Problem requirements: Go through the entries below and count the lines holding the word "this". Reply with only the number, please.

Listed entries:
========

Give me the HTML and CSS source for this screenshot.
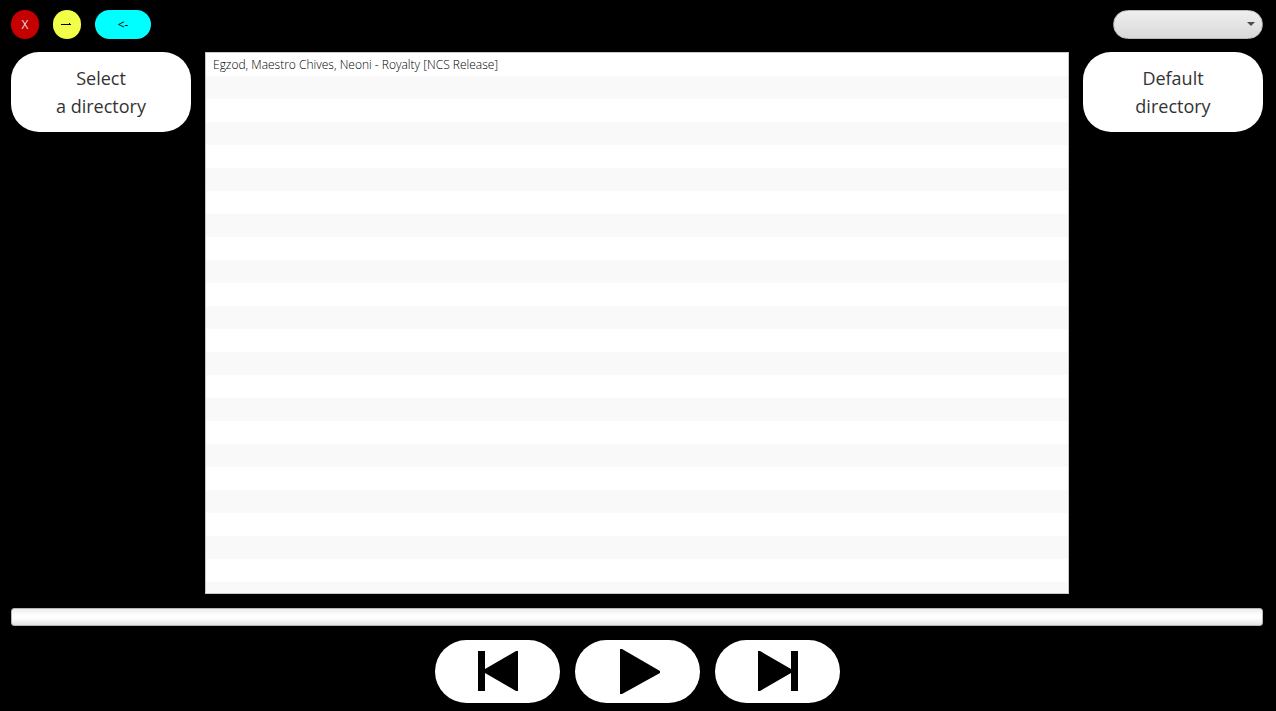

========

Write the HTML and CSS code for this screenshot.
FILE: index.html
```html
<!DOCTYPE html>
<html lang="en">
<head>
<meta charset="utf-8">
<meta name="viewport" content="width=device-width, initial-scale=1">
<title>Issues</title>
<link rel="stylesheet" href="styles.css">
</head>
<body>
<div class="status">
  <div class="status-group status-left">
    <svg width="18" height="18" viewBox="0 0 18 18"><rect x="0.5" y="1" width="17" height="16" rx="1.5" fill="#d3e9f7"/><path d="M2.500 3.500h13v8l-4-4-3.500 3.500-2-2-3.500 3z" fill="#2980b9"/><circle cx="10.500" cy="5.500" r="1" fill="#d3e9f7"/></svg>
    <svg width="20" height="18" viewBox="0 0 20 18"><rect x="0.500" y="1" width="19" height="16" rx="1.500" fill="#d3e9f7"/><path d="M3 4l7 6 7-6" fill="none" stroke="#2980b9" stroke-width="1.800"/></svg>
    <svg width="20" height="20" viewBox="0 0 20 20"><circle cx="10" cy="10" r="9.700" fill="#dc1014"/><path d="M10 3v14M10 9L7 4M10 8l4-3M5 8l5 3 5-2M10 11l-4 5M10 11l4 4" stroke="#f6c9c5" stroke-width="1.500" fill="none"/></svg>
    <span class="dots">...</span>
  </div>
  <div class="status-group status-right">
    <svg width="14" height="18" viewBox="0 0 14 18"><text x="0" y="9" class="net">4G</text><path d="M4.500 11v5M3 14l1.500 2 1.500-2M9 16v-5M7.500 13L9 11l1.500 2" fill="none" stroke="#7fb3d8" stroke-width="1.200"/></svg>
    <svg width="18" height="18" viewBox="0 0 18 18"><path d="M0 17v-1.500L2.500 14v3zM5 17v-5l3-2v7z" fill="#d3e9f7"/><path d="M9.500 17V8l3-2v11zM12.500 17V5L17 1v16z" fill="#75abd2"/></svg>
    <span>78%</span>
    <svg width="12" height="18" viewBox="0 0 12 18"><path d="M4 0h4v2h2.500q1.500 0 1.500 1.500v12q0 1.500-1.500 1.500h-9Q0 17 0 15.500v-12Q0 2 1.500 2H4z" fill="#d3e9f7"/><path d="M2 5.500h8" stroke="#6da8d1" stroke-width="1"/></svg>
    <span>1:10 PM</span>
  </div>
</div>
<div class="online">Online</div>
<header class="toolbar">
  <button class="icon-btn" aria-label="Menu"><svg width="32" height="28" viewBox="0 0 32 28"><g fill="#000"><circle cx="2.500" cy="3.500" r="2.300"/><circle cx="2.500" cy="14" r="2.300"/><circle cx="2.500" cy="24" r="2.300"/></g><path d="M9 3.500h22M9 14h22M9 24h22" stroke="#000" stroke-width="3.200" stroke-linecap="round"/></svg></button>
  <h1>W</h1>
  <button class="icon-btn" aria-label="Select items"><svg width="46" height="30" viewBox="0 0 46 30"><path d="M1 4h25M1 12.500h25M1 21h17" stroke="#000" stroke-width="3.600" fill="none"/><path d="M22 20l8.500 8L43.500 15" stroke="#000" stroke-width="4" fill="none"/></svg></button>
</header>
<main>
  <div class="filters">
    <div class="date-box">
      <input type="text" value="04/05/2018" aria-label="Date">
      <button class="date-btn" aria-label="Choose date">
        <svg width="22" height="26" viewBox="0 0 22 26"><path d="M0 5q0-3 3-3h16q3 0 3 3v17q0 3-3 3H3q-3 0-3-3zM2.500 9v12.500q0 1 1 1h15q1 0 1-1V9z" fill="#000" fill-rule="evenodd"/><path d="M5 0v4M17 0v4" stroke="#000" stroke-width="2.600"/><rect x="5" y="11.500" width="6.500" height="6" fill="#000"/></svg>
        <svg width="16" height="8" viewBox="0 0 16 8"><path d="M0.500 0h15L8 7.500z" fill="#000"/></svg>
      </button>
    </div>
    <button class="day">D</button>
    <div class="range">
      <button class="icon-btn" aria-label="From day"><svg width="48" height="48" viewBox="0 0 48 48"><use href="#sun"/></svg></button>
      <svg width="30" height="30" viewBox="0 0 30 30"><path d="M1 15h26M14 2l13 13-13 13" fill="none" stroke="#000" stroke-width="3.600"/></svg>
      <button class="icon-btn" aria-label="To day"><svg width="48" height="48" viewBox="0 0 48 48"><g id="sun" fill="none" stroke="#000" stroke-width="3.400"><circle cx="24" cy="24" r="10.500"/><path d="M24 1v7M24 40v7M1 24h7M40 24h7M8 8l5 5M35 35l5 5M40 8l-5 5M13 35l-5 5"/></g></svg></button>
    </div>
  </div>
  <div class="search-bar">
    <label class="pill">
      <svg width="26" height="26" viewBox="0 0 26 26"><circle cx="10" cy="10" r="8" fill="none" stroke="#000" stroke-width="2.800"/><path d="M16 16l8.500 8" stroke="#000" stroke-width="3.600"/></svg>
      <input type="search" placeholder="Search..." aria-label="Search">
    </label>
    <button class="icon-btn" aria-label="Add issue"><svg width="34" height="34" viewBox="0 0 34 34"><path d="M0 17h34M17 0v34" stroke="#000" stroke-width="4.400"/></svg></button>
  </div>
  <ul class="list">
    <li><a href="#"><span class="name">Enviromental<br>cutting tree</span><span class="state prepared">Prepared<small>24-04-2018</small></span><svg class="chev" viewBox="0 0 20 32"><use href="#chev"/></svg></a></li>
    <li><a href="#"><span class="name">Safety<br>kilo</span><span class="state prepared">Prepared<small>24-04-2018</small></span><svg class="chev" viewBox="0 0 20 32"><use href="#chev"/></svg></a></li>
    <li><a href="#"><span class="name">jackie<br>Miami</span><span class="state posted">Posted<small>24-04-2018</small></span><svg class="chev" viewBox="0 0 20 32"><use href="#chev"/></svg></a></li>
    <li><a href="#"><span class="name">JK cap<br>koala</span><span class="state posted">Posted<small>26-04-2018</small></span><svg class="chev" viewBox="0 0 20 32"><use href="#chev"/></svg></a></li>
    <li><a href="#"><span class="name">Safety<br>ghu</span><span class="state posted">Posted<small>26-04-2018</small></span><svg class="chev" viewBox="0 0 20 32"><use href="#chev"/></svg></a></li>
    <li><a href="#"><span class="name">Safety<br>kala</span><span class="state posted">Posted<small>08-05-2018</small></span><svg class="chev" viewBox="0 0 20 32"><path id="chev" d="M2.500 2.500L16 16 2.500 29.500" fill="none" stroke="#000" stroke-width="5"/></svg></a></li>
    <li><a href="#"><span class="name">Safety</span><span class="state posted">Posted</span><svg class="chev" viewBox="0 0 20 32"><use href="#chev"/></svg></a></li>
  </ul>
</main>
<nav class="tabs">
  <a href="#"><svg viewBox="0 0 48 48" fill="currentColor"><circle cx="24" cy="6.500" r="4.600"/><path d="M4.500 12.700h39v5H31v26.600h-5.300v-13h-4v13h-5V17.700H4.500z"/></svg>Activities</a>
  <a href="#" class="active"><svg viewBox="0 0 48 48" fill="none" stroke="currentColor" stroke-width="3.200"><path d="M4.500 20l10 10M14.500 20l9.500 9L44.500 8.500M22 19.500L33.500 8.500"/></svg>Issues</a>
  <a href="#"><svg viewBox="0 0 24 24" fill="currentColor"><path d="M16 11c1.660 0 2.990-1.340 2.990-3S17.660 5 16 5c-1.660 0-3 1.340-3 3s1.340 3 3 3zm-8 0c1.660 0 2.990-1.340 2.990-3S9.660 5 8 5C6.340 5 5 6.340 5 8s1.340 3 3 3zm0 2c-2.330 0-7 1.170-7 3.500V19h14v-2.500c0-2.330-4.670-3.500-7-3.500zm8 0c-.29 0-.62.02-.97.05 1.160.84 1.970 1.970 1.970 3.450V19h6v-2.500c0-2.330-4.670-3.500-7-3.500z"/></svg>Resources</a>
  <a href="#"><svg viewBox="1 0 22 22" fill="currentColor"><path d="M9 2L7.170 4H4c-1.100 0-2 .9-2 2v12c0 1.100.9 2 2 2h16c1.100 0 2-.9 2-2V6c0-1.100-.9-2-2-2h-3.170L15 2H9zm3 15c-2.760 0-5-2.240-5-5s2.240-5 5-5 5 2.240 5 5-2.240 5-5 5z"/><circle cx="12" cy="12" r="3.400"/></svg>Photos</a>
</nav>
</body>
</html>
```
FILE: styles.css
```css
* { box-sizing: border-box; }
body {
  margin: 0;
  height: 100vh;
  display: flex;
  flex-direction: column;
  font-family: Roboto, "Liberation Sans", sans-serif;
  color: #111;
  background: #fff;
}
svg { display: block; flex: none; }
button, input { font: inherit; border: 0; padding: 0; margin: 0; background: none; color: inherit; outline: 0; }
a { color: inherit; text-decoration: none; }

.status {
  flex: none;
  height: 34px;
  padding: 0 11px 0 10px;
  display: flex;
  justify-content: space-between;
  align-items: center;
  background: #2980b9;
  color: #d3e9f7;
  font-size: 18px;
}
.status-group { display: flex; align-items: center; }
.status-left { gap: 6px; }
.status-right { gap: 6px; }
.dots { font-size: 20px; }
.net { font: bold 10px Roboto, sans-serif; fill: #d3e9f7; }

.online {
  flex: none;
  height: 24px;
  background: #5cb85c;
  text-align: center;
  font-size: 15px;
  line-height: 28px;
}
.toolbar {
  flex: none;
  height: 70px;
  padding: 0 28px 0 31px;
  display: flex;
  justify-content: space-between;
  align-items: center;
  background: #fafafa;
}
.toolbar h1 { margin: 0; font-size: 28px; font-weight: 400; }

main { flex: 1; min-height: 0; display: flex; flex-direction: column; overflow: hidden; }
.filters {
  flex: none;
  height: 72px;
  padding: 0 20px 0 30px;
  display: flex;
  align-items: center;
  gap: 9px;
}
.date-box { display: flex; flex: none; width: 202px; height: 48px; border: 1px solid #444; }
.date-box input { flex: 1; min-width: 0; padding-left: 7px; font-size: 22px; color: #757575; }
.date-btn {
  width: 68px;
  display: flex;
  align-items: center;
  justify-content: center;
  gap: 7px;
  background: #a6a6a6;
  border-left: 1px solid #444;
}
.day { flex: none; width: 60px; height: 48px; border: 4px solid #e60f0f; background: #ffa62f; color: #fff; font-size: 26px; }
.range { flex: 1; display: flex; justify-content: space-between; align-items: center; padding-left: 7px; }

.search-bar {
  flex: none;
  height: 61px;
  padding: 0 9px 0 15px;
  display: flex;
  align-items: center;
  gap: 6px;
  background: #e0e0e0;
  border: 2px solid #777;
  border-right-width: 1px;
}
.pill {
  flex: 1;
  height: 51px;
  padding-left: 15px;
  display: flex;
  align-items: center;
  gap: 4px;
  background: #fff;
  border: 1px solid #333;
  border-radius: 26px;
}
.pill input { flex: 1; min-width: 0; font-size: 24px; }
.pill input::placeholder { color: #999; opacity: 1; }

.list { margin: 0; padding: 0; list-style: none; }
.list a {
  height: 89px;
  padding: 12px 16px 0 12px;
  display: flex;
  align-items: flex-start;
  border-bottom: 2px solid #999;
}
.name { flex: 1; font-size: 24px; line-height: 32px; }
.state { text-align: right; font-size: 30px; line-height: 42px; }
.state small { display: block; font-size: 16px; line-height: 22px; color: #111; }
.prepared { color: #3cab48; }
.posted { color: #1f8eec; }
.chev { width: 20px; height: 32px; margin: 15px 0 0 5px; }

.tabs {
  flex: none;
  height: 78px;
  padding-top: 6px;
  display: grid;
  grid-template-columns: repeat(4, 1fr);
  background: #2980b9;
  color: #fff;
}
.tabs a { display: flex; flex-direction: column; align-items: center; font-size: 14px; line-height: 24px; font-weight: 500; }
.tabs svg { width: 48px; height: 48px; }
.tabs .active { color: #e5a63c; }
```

========

Exercise solution: 2